No one likes telemetry or coming back to a computer they left on to find that it rebooted itself because of an update. Reducing (or better yet, eliminating) those things would be a feature people would want to upgrade to. But if W11 is mostly about moving more of Control Panel to flat design, hardly anyone is going to bother.


The "OS as a service" era was also when they really ramped up the advertising and telemetry in windows. It would be nice if they decide whatever revenue that brings is not worth the loss of good will people had for Microsoft before all that began and give it up.


I'm not even a privacy nut, but this annoyance has me looking at Linux distros for the first time in 10 years.

Year of the Linu....


My software seemingly wasn't affected by any windows 10 updates.

I was drastically affected by windows 7 to windows 10 changes.

So I'm not exactly sure the article is accurate that 3 times a year, windows 10 would break compatibility.
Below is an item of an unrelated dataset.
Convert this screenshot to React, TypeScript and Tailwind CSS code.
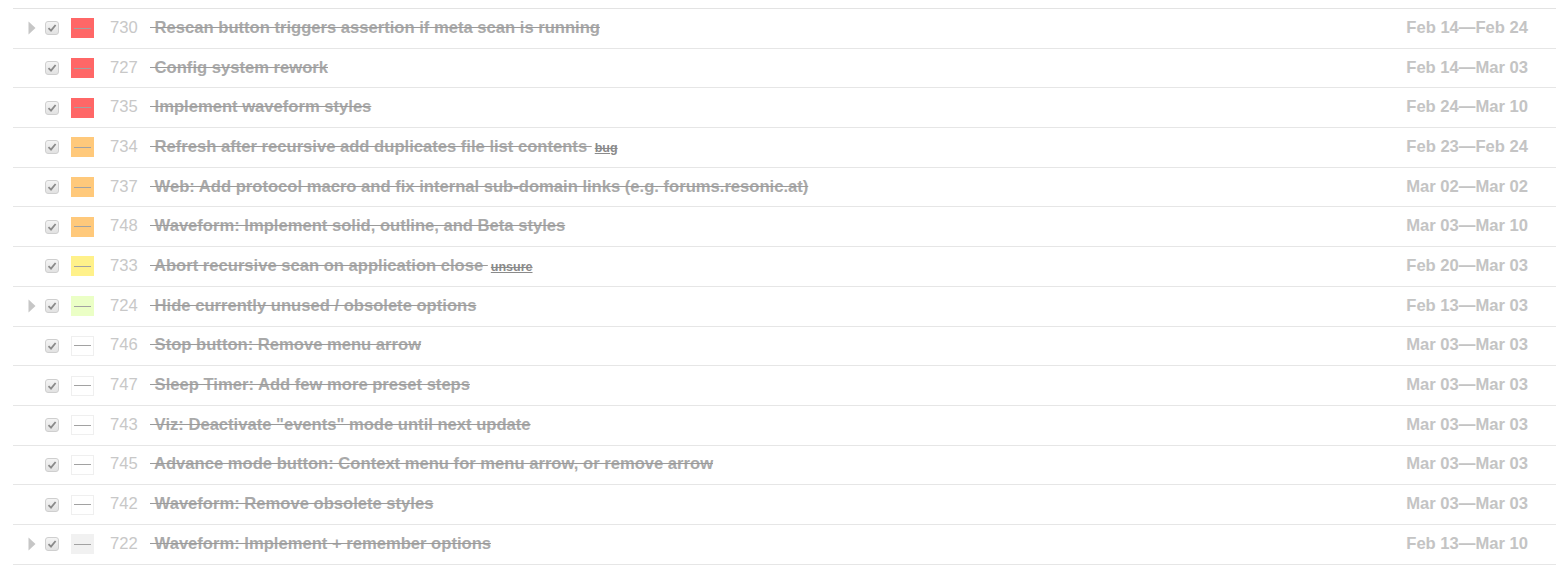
import React from "react";

type Row = {
  arrow: boolean;
  color: string;
  id: number;
  title: string;
  tag?: string;
  date: string;
};

const rows: Row[] = [
  { arrow: true, color: "red", id: 730, title: "Rescan button triggers assertion if meta scan is running", date: "Feb 14\u2014Feb 24" },
  { arrow: false, color: "red", id: 727, title: "Config system rework", date: "Feb 14\u2014Mar 03" },
  { arrow: false, color: "red", id: 735, title: "Implement waveform styles", date: "Feb 24\u2014Mar 10" },
  { arrow: false, color: "orange", id: 734, title: "Refresh after recursive add duplicates file list contents", tag: "bug", date: "Feb 23\u2014Feb 24" },
  { arrow: false, color: "orange", id: 737, title: "Web: Add protocol macro and fix internal sub-domain links (e.g. forums.resonic.at)", date: "Mar 02\u2014Mar 02" },
  { arrow: false, color: "orange", id: 748, title: "Waveform: Implement solid, outline, and Beta styles", date: "Mar 03\u2014Mar 10" },
  { arrow: false, color: "yellow", id: 733, title: "Abort recursive scan on application close", tag: "unsure", date: "Feb 20\u2014Mar 03" },
  { arrow: true, color: "green", id: 724, title: "Hide currently unused / obsolete options", date: "Feb 13\u2014Mar 03" },
  { arrow: false, color: "white", id: 746, title: "Stop button: Remove menu arrow", date: "Mar 03\u2014Mar 03" },
  { arrow: false, color: "white", id: 747, title: "Sleep Timer: Add few more preset steps", date: "Mar 03\u2014Mar 03" },
  { arrow: false, color: "white", id: 743, title: "Viz: Deactivate \"events\" mode until next update", date: "Mar 03\u2014Mar 03" },
  { arrow: false, color: "white", id: 745, title: "Advance mode button: Context menu for menu arrow, or remove arrow", date: "Mar 03\u2014Mar 03" },
  { arrow: false, color: "white", id: 742, title: "Waveform: Remove obsolete styles", date: "Mar 03\u2014Mar 03" },
  { arrow: true, color: "gray", id: 722, title: "Waveform: Implement + remember options", date: "Feb 13\u2014Mar 10" },
];

function ColorBox({ color }: { color: string }) {
  let cls = "";
  if (color === "red") cls = "bg-[#ff6767]";
  else if (color === "orange") cls = "bg-[#ffc97b]";
  else if (color === "yellow") cls = "bg-[#fff18a]";
  else if (color === "green") cls = "bg-[#ebffc6]";
  else if (color === "white") cls = "bg-white border border-[#efefef]";
  else cls = "bg-[#f1f1f1]";
  return (
    <div className={`ml-[12px] flex h-[20px] w-[23px] shrink-0 items-center justify-center ${cls}`}>
      <div className="h-px w-[17px] bg-[#a2a2a2]" />
    </div>
  );
}

function Check() {
  return (
    <div className="flex h-[14px] w-[14px] shrink-0 items-center justify-center rounded-[3px] border border-[#cfcfcf] bg-gradient-to-b from-[#f4f4f4] to-[#e2e2e2]">
      <svg width="10" height="10" viewBox="0 0 10 10">
        <path d="M1.5 5.2 L4 7.6 L8.6 2" fill="none" stroke="#8a8a8a" strokeWidth="1.8" />
      </svg>
    </div>
  );
}

function Arrow() {
  return (
    <svg width="8" height="14" viewBox="0 0 8 14">
      <path d="M0.5 0.5 L7.5 7 L0.5 13.5 Z" fill="#c6c6c6" />
    </svg>
  );
}

export default function App() {
  return (
    <div className="min-h-[577px] bg-white font-['Liberation_Sans',Arial,sans-serif]">
      <div className="pt-[8px] pl-[13px]">
        <div className="w-[1543px] border-t border-[#e3e3e3]">
          {rows.map((r) => (
            <div
              key={r.id}
              className="flex h-[39.7px] items-center border-b border-[#e6e6e6] pl-[15px] pr-[28px]"
            >
              <div className="flex w-[17px] shrink-0 items-center">{r.arrow && <Arrow />}</div>
              <Check />
              <ColorBox color={r.color} />
              <div className="ml-[16px] w-[40px] shrink-0 text-[16.6px] text-[#c8c8c8]">{r.id}</div>
              <div className="flex min-w-0 flex-1 items-baseline whitespace-pre text-[16.6px]">
                <span className="font-bold text-[#a9a9a9] line-through decoration-[#9a9a9a]">{" " + r.title + (r.tag ? " " : "")}</span>
                {r.tag && (
                  <span className="ml-[3px] text-[12.5px] font-bold text-[#8a8a8a] [text-decoration-line:underline_line-through]">{r.tag}</span>
                )}
              </div>
              <div className="shrink-0 text-[16.6px] font-bold text-[#c4c4c4]">{r.date}</div>
            </div>
          ))}
        </div>
      </div>
    </div>
  );
}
Title of the article is a bit misleading.

They are simply reducing their releases to once a year. It's still as a service model unless somehow that release cycle changes the meaning of that business model.

But it'll still be rolling Forward from win 10.

I know devs and companies are need the enterprise support from win, but since moving to Linux for my main desktop, it's been a breath of fresh air give it a try for those who haven't or haven't worked with it for a while.